Bem vistas as coisas, a misericórdia alegra e liberta quem a põe em prática, ainda antes de quem dela beneficia. Fazer o bem também é fazer bem a si próprio. Fazer o bem contribui para o bem-estar da pessoa. Este é um dos sentidos do refrão bíblico: «Faz isto e viverás» (cf. Lv 18,5; Dt 4,1; 5,29; 6,24; Lc 10,28; etc.). Em suma, na obediência ao mandamento divino, encontrarás vida e felicidade, encontrar-te-ás a ti próprio. «Amarás o teu próximo como a ti mesmo» (Lv 19,18; Mt 19,19), ou seja, amando o outro, amar-te-ás a ti próprio e descobrirás que o teu verdadeiro «ti mesmo» é aquele que ousas amar. Trata-se, portanto de “uma obrigação portadora de felicidade, uma vez que abre para
a bem-aventurança, já vivida no tempo”. São gestos simples e concretos, que enchem o coração de alegria e oferecem verdadeira consolação.

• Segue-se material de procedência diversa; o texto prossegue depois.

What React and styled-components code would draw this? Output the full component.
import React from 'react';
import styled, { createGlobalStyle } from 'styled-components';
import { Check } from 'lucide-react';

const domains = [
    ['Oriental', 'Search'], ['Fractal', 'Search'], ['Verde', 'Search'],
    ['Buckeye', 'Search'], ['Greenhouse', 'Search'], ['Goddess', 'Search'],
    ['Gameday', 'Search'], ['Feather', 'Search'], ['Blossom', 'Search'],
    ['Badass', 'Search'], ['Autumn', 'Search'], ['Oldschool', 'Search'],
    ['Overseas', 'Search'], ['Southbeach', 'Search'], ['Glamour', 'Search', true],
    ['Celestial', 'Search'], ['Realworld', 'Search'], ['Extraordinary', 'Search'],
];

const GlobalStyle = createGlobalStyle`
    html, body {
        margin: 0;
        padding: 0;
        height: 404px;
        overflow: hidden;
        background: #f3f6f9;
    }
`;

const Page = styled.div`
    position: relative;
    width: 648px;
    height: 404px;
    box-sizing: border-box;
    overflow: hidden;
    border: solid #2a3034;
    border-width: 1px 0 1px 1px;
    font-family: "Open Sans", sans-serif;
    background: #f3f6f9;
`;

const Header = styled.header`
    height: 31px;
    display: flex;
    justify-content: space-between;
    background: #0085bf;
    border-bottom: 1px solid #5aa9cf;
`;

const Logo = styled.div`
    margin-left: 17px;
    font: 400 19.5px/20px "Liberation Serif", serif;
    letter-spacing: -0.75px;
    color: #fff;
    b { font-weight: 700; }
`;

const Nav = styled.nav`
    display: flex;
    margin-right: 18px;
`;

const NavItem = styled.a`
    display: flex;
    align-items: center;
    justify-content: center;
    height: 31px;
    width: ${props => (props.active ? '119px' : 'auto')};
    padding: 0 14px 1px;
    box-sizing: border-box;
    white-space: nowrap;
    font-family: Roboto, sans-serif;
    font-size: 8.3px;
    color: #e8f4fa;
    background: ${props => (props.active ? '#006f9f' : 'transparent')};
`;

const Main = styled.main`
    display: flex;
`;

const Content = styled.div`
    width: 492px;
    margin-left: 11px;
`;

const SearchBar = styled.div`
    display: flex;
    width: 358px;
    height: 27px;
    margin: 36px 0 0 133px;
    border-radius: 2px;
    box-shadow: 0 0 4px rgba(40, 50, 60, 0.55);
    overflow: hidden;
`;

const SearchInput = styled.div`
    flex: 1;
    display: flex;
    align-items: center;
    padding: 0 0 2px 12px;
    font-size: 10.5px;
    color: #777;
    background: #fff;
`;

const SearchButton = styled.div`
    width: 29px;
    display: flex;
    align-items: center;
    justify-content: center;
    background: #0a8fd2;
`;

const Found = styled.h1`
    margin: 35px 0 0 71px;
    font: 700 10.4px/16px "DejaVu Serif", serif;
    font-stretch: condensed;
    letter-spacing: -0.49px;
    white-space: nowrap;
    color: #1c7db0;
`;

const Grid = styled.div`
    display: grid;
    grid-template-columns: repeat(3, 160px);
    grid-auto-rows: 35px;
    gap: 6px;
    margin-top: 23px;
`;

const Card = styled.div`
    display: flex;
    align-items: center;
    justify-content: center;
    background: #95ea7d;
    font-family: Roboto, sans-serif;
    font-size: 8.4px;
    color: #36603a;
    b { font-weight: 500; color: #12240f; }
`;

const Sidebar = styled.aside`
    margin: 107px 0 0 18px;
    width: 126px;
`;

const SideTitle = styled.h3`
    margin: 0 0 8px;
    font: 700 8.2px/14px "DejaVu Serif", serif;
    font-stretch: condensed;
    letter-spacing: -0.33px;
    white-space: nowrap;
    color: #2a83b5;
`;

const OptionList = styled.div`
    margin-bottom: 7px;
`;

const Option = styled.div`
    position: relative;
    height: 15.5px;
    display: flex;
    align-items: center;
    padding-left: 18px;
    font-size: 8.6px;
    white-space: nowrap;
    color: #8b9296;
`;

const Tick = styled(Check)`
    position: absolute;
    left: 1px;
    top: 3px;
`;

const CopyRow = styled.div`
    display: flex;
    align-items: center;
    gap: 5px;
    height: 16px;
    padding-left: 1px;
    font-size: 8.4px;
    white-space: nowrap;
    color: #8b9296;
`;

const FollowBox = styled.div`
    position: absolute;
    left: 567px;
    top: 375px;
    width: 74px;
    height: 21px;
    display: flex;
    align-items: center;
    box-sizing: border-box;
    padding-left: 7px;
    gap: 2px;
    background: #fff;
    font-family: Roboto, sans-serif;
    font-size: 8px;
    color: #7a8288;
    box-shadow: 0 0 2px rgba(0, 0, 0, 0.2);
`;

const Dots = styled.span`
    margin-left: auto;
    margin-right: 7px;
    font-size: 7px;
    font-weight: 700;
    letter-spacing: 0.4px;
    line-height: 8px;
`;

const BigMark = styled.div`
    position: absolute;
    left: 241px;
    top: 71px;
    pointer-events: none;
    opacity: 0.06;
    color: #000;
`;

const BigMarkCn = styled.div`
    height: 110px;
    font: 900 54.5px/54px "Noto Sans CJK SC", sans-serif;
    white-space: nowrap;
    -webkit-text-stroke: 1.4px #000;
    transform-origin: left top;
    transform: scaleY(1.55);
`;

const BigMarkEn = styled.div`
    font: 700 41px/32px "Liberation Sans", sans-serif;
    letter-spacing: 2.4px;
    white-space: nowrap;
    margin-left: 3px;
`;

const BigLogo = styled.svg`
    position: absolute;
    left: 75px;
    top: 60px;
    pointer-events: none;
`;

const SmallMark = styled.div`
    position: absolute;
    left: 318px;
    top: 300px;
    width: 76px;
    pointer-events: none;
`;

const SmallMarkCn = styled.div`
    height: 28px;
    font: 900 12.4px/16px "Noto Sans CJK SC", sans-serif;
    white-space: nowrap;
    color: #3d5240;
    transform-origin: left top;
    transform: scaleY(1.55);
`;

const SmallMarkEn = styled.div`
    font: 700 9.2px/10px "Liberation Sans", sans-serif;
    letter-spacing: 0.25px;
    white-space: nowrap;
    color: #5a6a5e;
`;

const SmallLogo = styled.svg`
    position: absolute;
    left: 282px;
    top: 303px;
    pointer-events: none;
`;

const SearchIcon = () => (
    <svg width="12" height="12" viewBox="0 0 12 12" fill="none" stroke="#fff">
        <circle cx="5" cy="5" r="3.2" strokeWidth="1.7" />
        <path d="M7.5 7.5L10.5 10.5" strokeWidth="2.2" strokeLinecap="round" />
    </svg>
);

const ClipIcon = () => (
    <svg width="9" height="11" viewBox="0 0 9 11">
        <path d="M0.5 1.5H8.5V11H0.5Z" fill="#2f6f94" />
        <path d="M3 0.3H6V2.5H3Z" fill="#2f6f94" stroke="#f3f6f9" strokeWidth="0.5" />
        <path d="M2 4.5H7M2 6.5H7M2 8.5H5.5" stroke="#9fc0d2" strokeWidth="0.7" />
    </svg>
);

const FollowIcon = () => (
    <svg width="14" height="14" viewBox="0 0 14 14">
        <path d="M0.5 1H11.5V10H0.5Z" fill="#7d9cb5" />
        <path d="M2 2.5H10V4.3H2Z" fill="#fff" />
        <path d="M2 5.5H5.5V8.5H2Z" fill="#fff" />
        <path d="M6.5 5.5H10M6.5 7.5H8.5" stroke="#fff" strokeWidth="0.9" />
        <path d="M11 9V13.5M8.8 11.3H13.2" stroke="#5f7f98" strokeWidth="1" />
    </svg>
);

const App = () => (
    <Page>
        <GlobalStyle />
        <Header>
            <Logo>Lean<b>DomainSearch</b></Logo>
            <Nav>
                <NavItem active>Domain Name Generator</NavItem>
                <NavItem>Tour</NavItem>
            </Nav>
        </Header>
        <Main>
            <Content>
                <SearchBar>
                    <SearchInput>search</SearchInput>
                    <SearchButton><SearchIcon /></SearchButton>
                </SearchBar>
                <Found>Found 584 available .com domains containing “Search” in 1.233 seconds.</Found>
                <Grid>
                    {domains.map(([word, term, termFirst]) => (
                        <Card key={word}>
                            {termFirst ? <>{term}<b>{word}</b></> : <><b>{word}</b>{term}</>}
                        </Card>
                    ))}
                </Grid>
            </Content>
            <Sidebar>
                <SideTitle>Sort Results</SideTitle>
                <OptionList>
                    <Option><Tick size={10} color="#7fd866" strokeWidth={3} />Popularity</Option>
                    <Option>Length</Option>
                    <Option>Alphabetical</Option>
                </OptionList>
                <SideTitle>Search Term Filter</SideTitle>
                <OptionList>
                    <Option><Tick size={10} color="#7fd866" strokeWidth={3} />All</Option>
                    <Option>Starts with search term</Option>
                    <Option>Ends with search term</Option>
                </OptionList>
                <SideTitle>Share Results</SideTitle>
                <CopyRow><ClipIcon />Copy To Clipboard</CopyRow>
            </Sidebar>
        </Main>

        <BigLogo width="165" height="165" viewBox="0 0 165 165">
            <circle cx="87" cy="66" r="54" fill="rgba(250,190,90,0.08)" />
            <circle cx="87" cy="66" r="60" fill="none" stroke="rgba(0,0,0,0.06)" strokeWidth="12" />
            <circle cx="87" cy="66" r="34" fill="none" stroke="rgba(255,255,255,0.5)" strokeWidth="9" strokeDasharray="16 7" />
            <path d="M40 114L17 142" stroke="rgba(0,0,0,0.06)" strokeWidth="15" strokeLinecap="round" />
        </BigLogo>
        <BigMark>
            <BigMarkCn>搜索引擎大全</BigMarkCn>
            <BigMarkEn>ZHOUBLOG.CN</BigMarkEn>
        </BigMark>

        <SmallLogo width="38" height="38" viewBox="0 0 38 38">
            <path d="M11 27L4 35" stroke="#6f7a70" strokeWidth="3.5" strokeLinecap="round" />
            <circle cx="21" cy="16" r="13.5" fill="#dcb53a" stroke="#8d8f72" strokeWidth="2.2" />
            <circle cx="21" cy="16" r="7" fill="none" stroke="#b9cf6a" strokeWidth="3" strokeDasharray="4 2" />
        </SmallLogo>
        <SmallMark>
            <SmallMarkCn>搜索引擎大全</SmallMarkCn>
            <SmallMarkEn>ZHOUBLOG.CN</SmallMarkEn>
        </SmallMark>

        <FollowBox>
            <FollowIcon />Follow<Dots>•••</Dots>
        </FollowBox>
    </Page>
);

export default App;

Acompanhem-nos, pois, nesta longa e bela caminhada,as palavras luminosas do Apóstolo Paulo, quando nos diz: «quem pratica a misericórdia, faça-o com alegria» (Rm.12,8). Jesus proclamou-o e nós podemos experimentá-lo: “Felizes os misericordiosos” (Mt.5,7).
Como concretizar então este objetivo de “valorizar a formação sobre as obras de misericórdia, traduzidas e concretizadas, para hoje, em resposta às exigências do nosso tempo e aos desafios das novas formas de pobreza” (PDP, 2015, p.31)? Sugerimos fazê-lo deste modo:
VALORIZAR E PRATICAR UMA OBRA DE MISERICÓRDIA,POR SEMANA.
AS OBRAS DE MISERICÓRDIA CORPORAIS
Mt.25; Tob.1,16-18; São Tomás de Aquino S.T.II-II, q.32,a.2,ad 1; GS 27; cf. CIC 2447-2448; EG 197; MV15
Pobreza física ou económica, individual ou estrutural:
1. Dar de comer a quem tem fome– Mt.25,35: CV 27 [a relacionar com as questões da fome e da má nutrição ou desnutrição];
2. Dar de beber a quem tem sede– Mt.25,35: CV27; LS 30 [a relacionar com a tortura da sede e a falta de água potável];
3. Vestir os nusMt.25,36 [a relacionar com o cuidado dos sem-abrigo e das crianças da rua…];
4. Dar pousada aos peregrinos – Mt.25,35; Regra de S. Bento nº 53, 6 [a relacionar com as questões da Hospitalidade e acolhimento de estrangeiros e refugiados…];
Pobreza relacional e social:
5. Assistir aos enfermos– Mt.25,36 [a relacionar com as questões da visita e acompanhamento dos doentes, da humanização da saúde e da necessidade de “enfaixar as feridas com a misericórdia”];
6. Visitar os presos– Mt.25,36 [a relacionar com a humanização das prisões, o acompanhamento das famílias com reclusos, os problemas da reintegração dos ex-reclusos / dos presos políticos ou religiosos];
7. Enterrar os mortos– Tb.1,17; 12,12ss [a relacionar com as questões do tratamento e da celebração cristã da morte e do acompanhamento das pessoas feridas pelo luto e ainda com as questões ligadas à cremação).